The recovery in episode 6
What went wrong in episode 5, including a complete lack of balance with the likes of great(s) such as Hadiqa Kiani and Fariha Parvez lumped in one episode as opposed to different episodes, has been corrected in episode 6 that serves as the finale of episode 12.
Featuring a collaboration between Ali Sethi and Quratulain Balouch, a solo Atif Aslam rendition featuring poetry by Faiz Ahmed Faiz, a collaboration between the much deserving Nimra Rafiq and Kashif Din and Harsakhiyan singing ‘Tiri Pawanda’ in Sindhi – it is a good end to an otherwise mixed season that trudged in its initial days.
Ali Sethi and Quratulain Balouch’s ‘Mundiya’ comes from a film featuring Babra Sharif but this ‘Mundiya’ is the result of a jam session. The recording of the song was done in 1988. The Coke Studio version comes in 2019, connecting threads we didn’t know existed.
The Punjabi song, weaved in Coke Studio format, comes off as a love song more than anything else with Ali Sethi leaving behind raags, surs and almost simply just responding to Quratulain’s verses. It’s playful, it’s romantic, and there’s an element of folksiness that is hard to displace.
It presents Ali Sethi like you’ve never heard before and Quratulain Balouch in such great form that you wonder why she is not heard of more often in films or TV shows, etc.

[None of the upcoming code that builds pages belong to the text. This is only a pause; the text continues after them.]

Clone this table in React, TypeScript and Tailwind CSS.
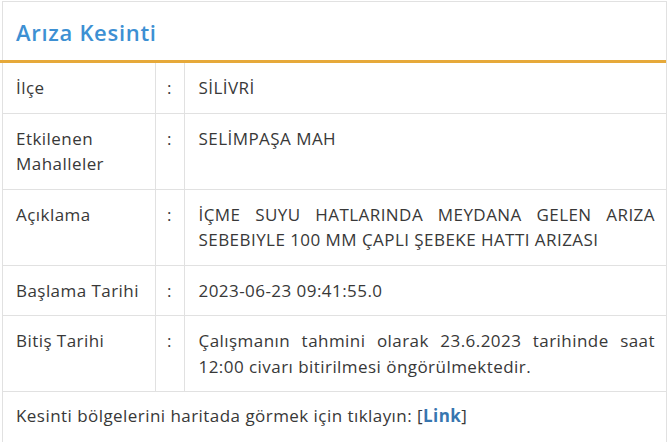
import React from 'react';

const ROWS = [
    { label: 'İlçe', value: 'SİLİVRİ' },
    { label: 'Etkilenen Mahalleler', value: 'SELİMPAŞA MAH' },
    { label: 'Açıklama', value: 'İÇME SUYU HATLARINDA MEYDANA GELEN ARIZA SEBEBIYLE 100 MM ÇAPLI ŞEBEKE HATTI ARIZASI' },
    { label: 'Başlama Tarihi', value: '2023-06-23 09:41:55.0' },
    { label: 'Bitiş Tarihi', value: 'Çalışmanın tahmini olarak 23.6.2023 tarihinde saat 12:00 civarı bitirilmesi öngörülmektedir.' }
];

const App: React.FC = () => {
    return (
        <div className="w-[669px] h-[442px] overflow-hidden bg-white pt-[1px] pl-[2px] pr-[2px] font-['Open_Sans',sans-serif] text-[17px] tracking-[0.45px] text-[#383838]">
            <div className="border border-[#e1e1e1] border-b-0">
                <div className="h-[61px] flex items-center border-b-[3px] border-[#e6a93a] -ml-[3px] pl-[16px] pt-[1px]">
                    <h1 className="text-[22px] tracking-[0.7px] font-semibold text-[#3d90d3] leading-none">Arıza Kesinti</h1>
                </div>

                <table className="w-full border-collapse table-fixed">
                    <colgroup>
                        <col className="w-[152px]" />
                        <col className="w-[29px]" />
                        <col />
                    </colgroup>
                    <tbody>
                        {ROWS.map(row => (
                            <tr key={row.label} className="border-b border-[#e1e1e1] align-top leading-[25.5px]">
                                <td className="pl-[13px] pr-2 pt-[12px] pb-[12px] border-r border-[#e1e1e1]">{row.label}</td>
                                <td className="text-center pt-[12px] pb-[12px] border-r border-[#e1e1e1]">:</td>
                                <td className="pl-[14px] pr-[11px] pt-[12px] pb-[12px] text-justify">{row.value}</td>
                            </tr>
                        ))}
                    </tbody>
                </table>

                <div className="pl-[13px] pt-[11px] pb-[14px] leading-[25px]">
                    Kesinti bölgelerini haritada görmek için tıklayın: [<a href="#" className="font-bold text-[#3776b0]">Link</a>]
                </div>
            </div>
        </div>
    );
};

export default App;
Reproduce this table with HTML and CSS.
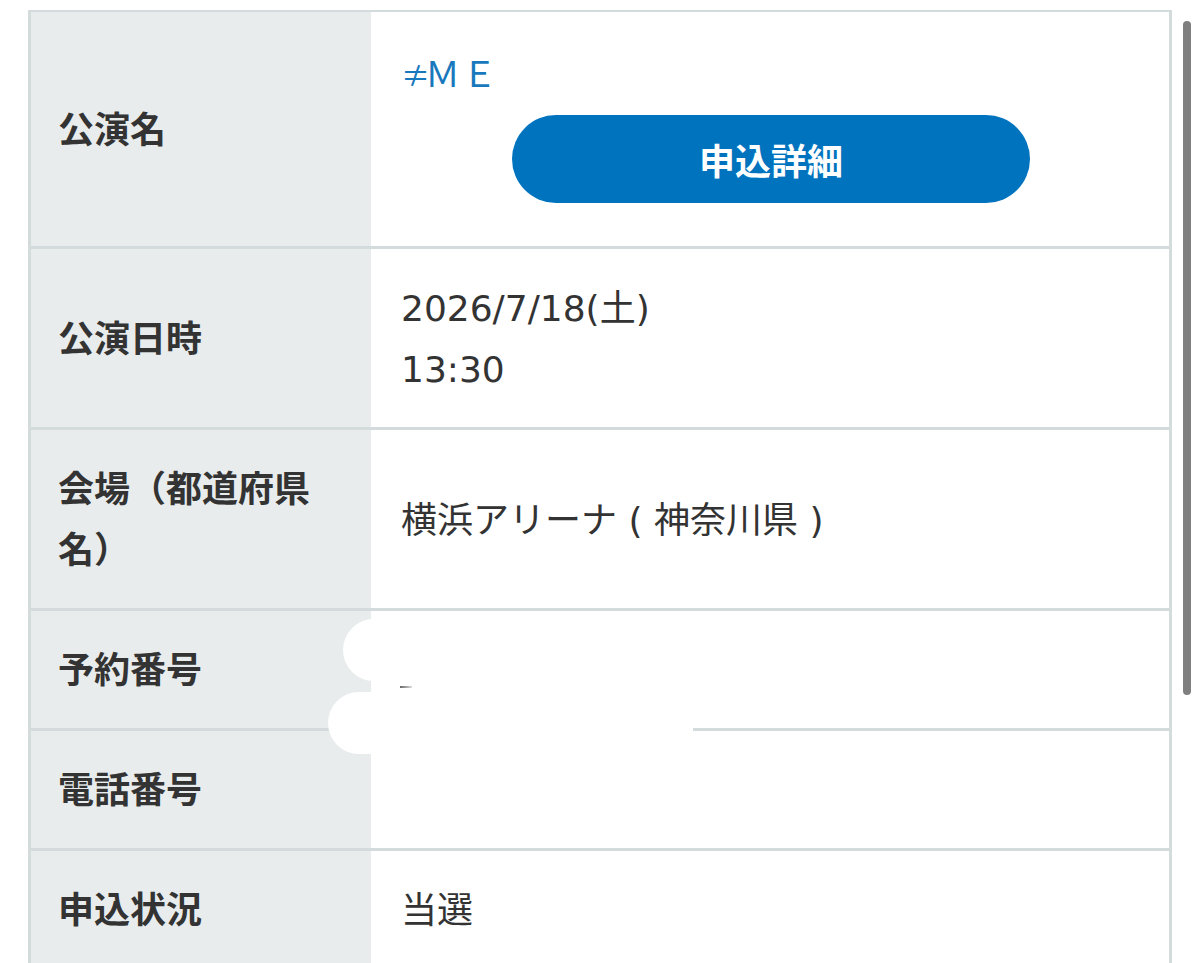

Harsakhiyan, a three women troupe who presented ‘Tiri Pawanda’ manage to capture the soul of the poetry – penned by Sheikh Aziz and others – and their presentation is absolutely beautiful just like their voices. You can’t write them off. There is grit there.
Kashif Din and Nimra Rafiq join forces for a song called ‘Bo Giyam’ with Burushaski language mixed with Urdu verses (penned by Sahir Ali Bagga). They complement each other.
Faiz Ahmed Faiz belongs to us all. And if that belief is true, Atif Aslam attempting a Faiz Ahmed Faiz poem is not the worst thing in the world. As for the text, ‘Wohi Khuda Hai’ was far more dissenting in pointing out what divides us rather than what unites us and felt more religious than spiritual.
In that sense, this poem is not a bad choice at all. First sung by Mehdi Hassan, Atif Aslam attempts something far reaching and still sounds pretty good.
Verdict
Since the last time Rohail Hyatt, Coke Studio co-founder returned to produce the latest season of the music series, season 12 – after producing the first six seasons - a great deal has changed.
Several producers have come and gone, each bringing their own method to the madness – with Strings holding the reigns of the show for the longest period after Rohail Hyatt’s departure and taking the show to greater heights of success even amidst criticism.
But perhaps the biggest change is the voice of social media that can dictate what is working in a season and what isn’t and its disproportionate response to songs, one example being 2018’s ‘Ko Ko Korina’ that earned co-singer Momina Mustehsan vile threats for some godforsaken (read misogynist) reasons.
In its formative years, Coke Studio was not designed to care about numbers it generates on social media but it must care now, particularly as other shows have emerged. Someone, if not the producer, then the brand must care. While those were not considerations in the past, they must be now, to a degree at least but that’s not the main and only observation.
The tectonic shift is that Coke Studio has gone from a place where ideas – both rock ‘n’ roll to covers to Sufi presented to the producer by artists - have now developed into a space that is viewed by artists as sacred and the result is every other artist opting for Sufi efforts. And, while it suits some like Hadiqa Kiani, who has been on a sacred journey since Wajd, it doesn’t suit every artist. Some artists no longer relinquish control, which means the producer is simply delivering what was required. A sense of trust needs to return for the show to rise.
The folk artists (Banur’s Band featuring Chakar Baloch, SM Baloch and Usman, Barkat Jamal Fakir Troupe and Shamali Afghan) on the other hand, have been the saving grace of the season thus far because they relinquished control. Note the difference.
Others like Atif Aslam and Fareed Ayaz – irrespective of whether you agree with the text or not – carry their respective songs like power houses. And some tracks, even with complete collaboration, just don’t sound good enough to be a Coke Studio track like the Zoe Viccaji-Shahab Hussain number or ‘Billo’ by Abrar ul Haq (what’s wrong with the original?) and particularly the underwhelming ‘Roshe’ by Zeb Bangash and the extremely unnecessary Sahir Ali Bagga, Aima Baig and Rahat Fateh Ali Khan songs.
Fortunately, after some enormous musical disasters throughout this Coke Studio season, the finale episode does recover in steadfast fashion giving viewers some hope that season 13 could be more, coherent, balanced and original if Rohail Hyatt is involved in some capacity and begins to take the commercial with the experiments.